## Saturday, September 08, 2007

### Partial and total orders

A basic issue of security and fault tolerance that must be resolved is the secure determination of which order events occured in. If a contract specifies a deadline and it goes down to the wire, how can a relying party or third party adjudicator determine whether the deadline was met? The outcome itself, and its fairness, may rest on fairly deciding who came first. If Alice tries to double-spend a piece of digital cash [C82], only the recipient who checks with the bank first is entitled to its value. But if the bank servers are replicated, which of the two recipients Bob or Charles checked with the bank first? In the case of a replicated property title service [S98] we have a similar problem -- if Alice transfers her title to two other owners, which new owner actually received the deed? If property is homesteaded on a first-come first-serve basis, which of two or more "land rushers" competing for a lucrative parcel is entitled to the land?

#### Lamport (Causal) Order

Imagine a network where computers don't know how to keep time very well -- they are always getting out of synchronization. (Alas, all you have to really think of here is the actual Internet with PCs). Such a network, called an asynchronous network, lacks an accurate and secure global clock time by which computers can determine the order in which events, which might be messages sent or instructions executed on a particular local machine, have happened. Lamport [L78] was among the first to tackle the problem of how to determine the order of events in such a network.

A partial order means that we know in what order some of the elements are, but we aren't sure about some of the others, or some of the others may be equal. An example is the "less than or equal to" relationship among a group of integers, some of which can repeat. Some of the integers we know are less than some others, but an integer paired with itself is equal. A total order, on the other hand, is like the "less than" relationship among unique integers -- we can always tell when one integer is less than another -- there is no ambiguity left. In the case of events, a partial order means for some pairs of events we know whether one occured before another, and for some others we don't know. We use the same symbols as we would use for the analogous case of the integers, so that "x <= y" means "x either occured before y or we don't know whether it occured before or after y". In a total of events, we know for any two events which one happened first. We write "x < y" meaning "x occured before y."

Lamport's answer to the event ordering problem was to show that parties (or, we use the terms equivalently here, nodes on the network) can agree on a partial order of events based on causal relationships between these events -- or at least the subset of events where we can determine that causation could occur. On a network, parties influence each other by talking to each other -- in other words, by sending each other messages. Lamport used these messages as the basic building block for constructing his partial order, according to the following rules:

• 1. If an event is local to node P, every nonfaulty node agrees on P's opinion of it.
• 2. Every correct node agrees that every message was sent before it was received.
• 3. If we agree that event A occured before event B and that event B occured before event C, then we agree that event A occured before event C. In other words, this partial order is transitive.

#### Breaking Ties -- Creating a Fair Total Order

The partial order leaves us with the need to agree on how to break ties -- how to resolve the ambiguities where we can't agree which event took place first -- and thus create a total order of events.

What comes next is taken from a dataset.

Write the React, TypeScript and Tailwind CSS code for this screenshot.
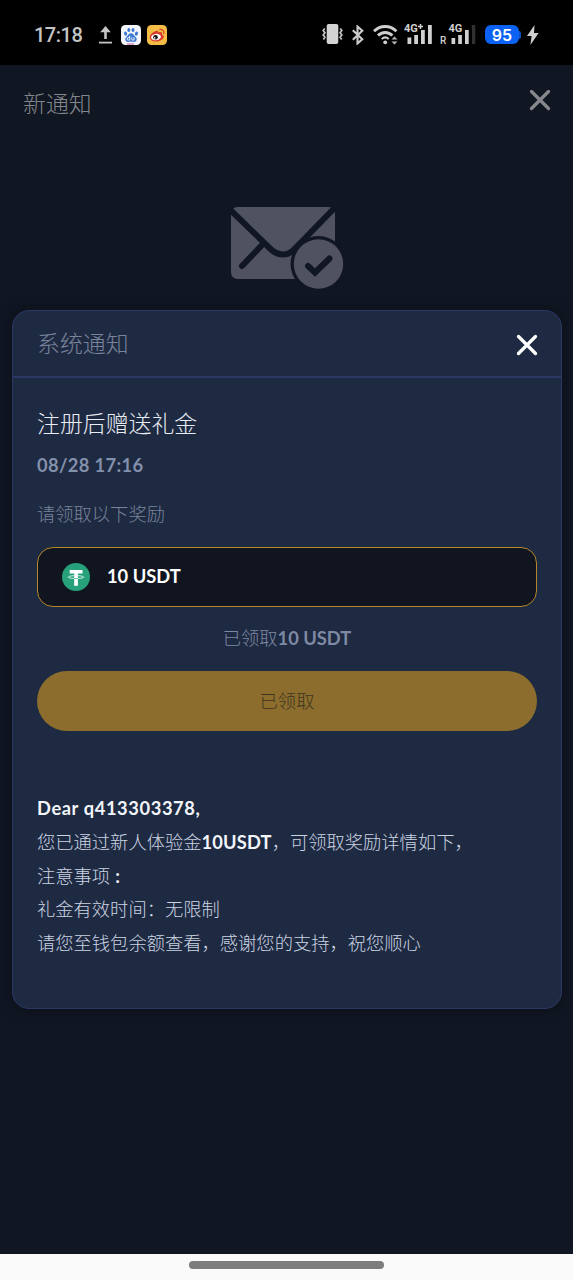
import type { ReactNode } from 'react';

const Latin = ({ children, className = '' }: { children: ReactNode; className?: string }) => (
  <span className={`font-['Lato','Noto_Sans_CJK_SC',sans-serif] font-bold leading-none ${className}`}>{children}</span>
);

function StatusBar() {
  return (
    <div className="flex h-[65px] shrink-0 items-center bg-black pl-[34px] text-[#d0d0d0]">
      <span className="mt-[4px] w-[62px] whitespace-nowrap font-['Roboto',sans-serif] text-[20px] font-medium leading-6 tracking-[-0.5px] text-[#c4c4c4]">17:18</span>
      <svg className="ml-[2px] mt-1" width="15" height="20" viewBox="0 0 15 20" fill="none" stroke="#c4c4c4">
        <path d="M7.5 14V4" strokeWidth="2.6" />
        <path d="M2.2 7.2 7.5 1l5.3 6.200z" fill="#c4c4c4" stroke="none" />
        <path d="M1 17.600h13" strokeWidth="1.8" />
      </svg>
      <svg className="ml-2 mt-[4px]" width="20" height="20" viewBox="0 0 20 20">
        <rect width="20" height="20" rx="4.500" fill="#f4f6fb" />
        <g fill="#3d78d2">
          <ellipse cx="4.600" cy="8.600" rx="1.500" ry="2.100" transform="rotate(-15 4.600 8.600)" />
          <ellipse cx="7.800" cy="5" rx="1.500" ry="2.100" />
          <ellipse cx="12" cy="5" rx="1.500" ry="2.100" />
          <ellipse cx="15.400" cy="8.600" rx="1.500" ry="2.100" transform="rotate(15 15.400 8.600)" />
          <path d="M10 8.300c2.300 0 2.900 2.200 4.600 3.700 2.200 2 .9 5-1.700 4.900-1.100 0-1.800-.4-2.900-.4s-1.800.4-2.900.4c-2.600.1-3.900-2.900-1.700-4.900C7.100 10.500 7.700 8.300 10 8.300z" />
        </g>
        <path d="M8.700 10.800v4.300H7.400a1.200 1.200 0 0 1 0-2.500h1.300M10.800 12.300v1.900q0 .9.900.9h1.300v-2.800" fill="none" stroke="#fff" strokeWidth=".9" />
        <path d="M6 19h7" stroke="#c0398c" strokeWidth=".8" />
      </svg>
      <svg className="ml-[6px] mt-[4px]" width="20" height="20" viewBox="0 0 20 20">
        <rect width="20" height="20" rx="4.500" fill="#f5bd45" />
        <path d="M8.800 6.100c1.700-.8 2.800-.1 2.500 1.400 2.700-1 4.400-.1 3.600 1.900 1.900.7 2.400 2.100 1.400 3.900-2.300 4.200-13.100 4.500-13.500-.8C2.600 10.100 6 7 8.800 6.100z" fill="#d83a2c" />
        <ellipse cx="9" cy="12.100" rx="4.900" ry="3.200" fill="#fff" transform="rotate(-8 9 12.100)" />
        <circle cx="8.500" cy="12.300" r="2.300" fill="#18120f" />
        <circle cx="7.700" cy="12.900" r=".8" fill="#fff" />
        <path d="M12.400 4.600c3-.7 5.200 1.500 4.300 4.400" fill="none" stroke="#d83a2c" strokeWidth="1.200" />
      </svg>

      <svg className="ml-[155px] mt-[3px]" width="21" height="20" viewBox="0 0 21 20" fill="none" stroke="#c6c6c6" strokeWidth="1.700">
        <rect x="4.700" y="0" width="11.600" height="20" rx="2" fill="#d4d4d4" stroke="none" />
        <path d="m2.800 4.500-1.600 2 1.700 2.200-1.700 2.300 1.700 2.200-1.600 2.200M18.200 4.500l1.600 2-1.700 2.200 1.700 2.300-1.700 2.200 1.600 2.200" />
      </svg>
      <svg className="ml-[9px] mt-[4px]" width="12" height="20" viewBox="0 0 12 20" fill="none" stroke="#cbcbcb" strokeWidth="2.100">
        <path d="m.8 5.300 9.500 9-4.800 4.200v-17l4.800 4.200-9.500 9" />
      </svg>
      <svg className="ml-[9px] mt-[4px]" width="26" height="21" viewBox="0 0 26 21" fill="none" stroke="#d0d0d0" strokeWidth="2.900">
        <path d="M1 7.200c6.200-6.300 16.200-6.300 22.400 0M5 11.500c4.100-4.100 10.300-4.100 14.400 0" />
        <path d="M8.700 15c2.100-2 4.900-2 7 0" strokeWidth="2" />
        <circle cx="12.200" cy="18.300" r="1.900" fill="#d0d0d0" stroke="none" />
        <path d="m18.500 15.500 3-3 3 3zm0 2 3 3 3-3z" fill="#b8b8b8" stroke="none" />
      </svg>
      <svg className="ml-[5px] mt-[2px]" width="29" height="22" viewBox="0 0 29 22" fill="#d0d0d0">
        <text x="0" y="9" className="font-['Roboto',sans-serif] text-[11px] font-bold">4G</text>
        <path d="M14 3.500h5M16.500 1v5" stroke="#d0d0d0" strokeWidth="1.500" />
        <path d="M3.500 14.500h3.800V21H3.500zM10.200 12H14v9h-3.800zM17 7h3.800v14H17zM24 2h3.800v19H24z" />
      </svg>
      <svg className="ml-[7px] mt-[2px]" width="36" height="24" viewBox="0 0 36 24" fill="#d0d0d0">
        <text x="0" y="21.500" className="font-['Roboto',sans-serif] text-[10px] font-medium">R</text>
        <text x="8.500" y="10" className="font-['Roboto',sans-serif] text-[11px] font-bold">4G</text>
        <path d="M11.500 16h3.700v6h-3.700zM18.200 13h3.700v9h-3.700zM25 8h3.700v14H25z" />
        <path d="M32 3h3.300v19H32z" fill="#303030" />
      </svg>
      <div className="ml-[9px] mt-[4px] flex items-center">
        <span className="flex h-[19px] w-[34px] items-center justify-center rounded-[6px] bg-[#0b62f4] pt-px font-['Inter',sans-serif] text-[16px] font-semibold leading-none text-white">95</span>
        <span className="h-2 w-[2px] rounded-r bg-[#0b4fc4]" />
      </div>
      <svg className="ml-[6px] mt-[4px]" width="12" height="20" viewBox="0 0 12 20" fill="#d0d0d0">
        <path d="M7.500 0 0 11h4.600L3.400 20 11.600 8H7z" />
      </svg>
    </div>
  );
}

function CloseIcon({ color }: { color: string }) {
  return (
    <svg width="22" height="22" viewBox="0 0 22 22" fill="none" stroke={color} strokeWidth="3.300" strokeLinecap="round">
      <path d="m2.500 2.500 17 17M19.500 2.500l-17 17" />
    </svg>
  );
}

function MailIcon() {
  return (
    <svg className="ml-[231px]" width="113" height="83" viewBox="0 0 113 83">
      <path d="M7 0H97Q104 0 104 7V72H7Q0 72 0 65V7Q0 0 7 0z" fill="#51525f" />
      <path d="m-2 1.500 41 40c8 8 18 8 25 0L106-1.500" fill="none" stroke="#101622" strokeWidth="6" />
      <path d="M31 38 11 59" fill="none" stroke="#101622" strokeWidth="6" strokeLinecap="round" />
      <circle cx="87.500" cy="57" r="28" fill="#101622" />
      <circle cx="87.500" cy="57" r="24.700" fill="#51525f" />
      <path d="m77 59 7 6.500L98.500 51.500" fill="none" stroke="#101622" strokeWidth="6" strokeLinecap="round" />
    </svg>
  );
}

function TetherIcon() {
  return (
    <svg width="28" height="28" viewBox="0 0 28 28">
      <circle cx="14" cy="14" r="14" fill="#26a17b" />
      <path d="M7.700 7h12.800v3.500h-4.600v12.300h-3.700V10.500H7.700z" fill="#fff" />
      <path d="M12 12.700c-8 .4-8 2.700 2 2.800 10-.1 10-2.400 2-2.800" fill="none" stroke="#fff" strokeWidth=".8" />
      <path d="M12.200 15.500h3.700" stroke="#26a17b" strokeWidth=".7" />
    </svg>
  );
}

function NoticeDialog() {
  return (
    <section className="absolute left-[12px] top-[310px] flex h-[699px] w-[550px] flex-col rounded-[17px] border-[1.500px] border-[#2c3764] bg-[#1e2a41] shadow-[0_0_14px_rgba(0,0,0,0.35)]">
      <header className="flex h-[67px] shrink-0 items-center justify-between border-b-2 border-[#2c3763] pl-6 pr-[23px]">
        <h2 className="-mt-[3px] text-[22.900px] leading-[32px] text-[#79839c]">系统通知</h2>
        <button aria-label="关闭" className="mt-[3px]"><CloseIcon color="#fff" /></button>
      </header>
      <div className="flex flex-col px-6">
        <h3 className="mt-[27px] text-[22.900px] leading-[34px] text-[#e9edf5]">注册后赠送礼金</h3>
        <p className="mt-[8px] h-[34px] text-[18.300px] leading-[34px] text-[#8390ac]"><Latin className="tracking-[0.35px]">08/28 17:16</Latin></p>
        <p className="mt-[15px] text-[18.300px] leading-[34px] text-[#79839c]">请领取以下奖励</p>
        <div className="mt-[17px] flex h-[60px] items-center rounded-[16px] border-[1.500px] border-[#b5862b] bg-[#10151f] pl-6">
          <TetherIcon />
          <span className="-mt-[5px] ml-[17px] text-[18.300px] leading-[34px] text-white"><Latin>10 USDT</Latin></span>
        </div>
        <p className="mt-[13px] h-[34px] text-center text-[18.300px] leading-[34px] text-[#7f89a4]">已领取<Latin>10 USDT</Latin></p>
        <button className="mt-[17px] h-[60px] rounded-full bg-[#8c6d2d] pb-px text-[18.300px] text-[#3f3520]">已领取</button>
        <div className="mt-[60px] whitespace-nowrap text-[18.300px] leading-[33.800px] text-[#ccd4e3]">
          <p className="h-[33.800px] text-[#f2f5fa]"><Latin className="tracking-[0.600px]">Dear q413303378,</Latin></p>
          <p className="h-[33.800px]">您已通过新人体验金<Latin className="tracking-[0.150px] text-[#f2f5fa]">10USDT</Latin>，可领取奖励详情如下，</p>
          <p className="h-[33.800px]">注意事项<Latin className="ml-[5px] text-[#f2f5fa]">:</Latin></p>
          <p className="h-[33.800px]">礼金有效时间：无限制</p>
          <p className="h-[33.800px]">请您至钱包余额查看，感谢您的支持，祝您顺心</p>
        </div>
      </div>
    </section>
  );
}

export default function App() {
  return (
    <main className="relative flex h-[1280px] w-[573px] flex-col overflow-hidden bg-[#101622] font-['Noto_Sans_CJK_SC',sans-serif] font-light">
      <StatusBar />
      <header className="flex h-[77px] shrink-0 items-center justify-between pl-[23px] pr-[22px]">
        <h1 className="-mt-[4px] text-[22.900px] leading-[32px] text-[#85868b]">新通知</h1>
        <button aria-label="关闭" className="-mt-[7px]"><CloseIcon color="#87888d" /></button>
      </header>
      <div className="grow pt-[65px]"><MailIcon /></div>
      <footer className="flex h-[26px] shrink-0 justify-center bg-[#fafafa] pt-[7px]">
        <span className="h-[8px] w-[195px] rounded-full bg-[#7d7d7d]" />
      </footer>
      <NoticeDialog />
    </main>
  );
}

We want to do so in a way that is fair, in other words, in a way that cannot be manipulated to the advantage of any particular party.

An unfair way to create a total order would be to impose a certain predictable rule for breaking ties. For example, we could decide on a total order for the processes and break ties in the causal order by referring to this total order.

However, such a procedure creates a bias that may, depending on the application, favor certain servers over others, and therefore allow those servers to favor certain clients over others.

One way to break ties fairly is have the participants toss fair coins -- in other words, generate random numbers in a way that cannot be manipulated and then assign those random numbers to events. There are several ways to toss fair coins over a network and we describe one such way below.

Another way to break ties fairly is to have the participants agree to a global clock time that is more accurate than the message delays faced by those who would manipulate timing in favor of some party. This entails using a network with very predictable message lag for the clock synchronization protocol and a less predictable one for the other services.
More here.

Anonymous said...

Although you are correct that "less than or equal" and Lamport's "time of arrival" are both partial orders, and both can be represented in abstract algebra terms by "<=", once we get more concrete the "=" has a very different meaning between the two cases. In the first it denotes equality whereas in the second it denotes ignorance.

Anonymous said...

Also, your definition of "total order" is just wrong. See

http://en.wikipedia.org/wiki/Total_order
or
http://planetmath.org/encyclopedia/TotalOrder.html

or any math book.

That paragraph needs to be completely rewritten.

Anonymous said...

What I wrote is completely consistent with those definitions. What is your real beef, "anonymous"?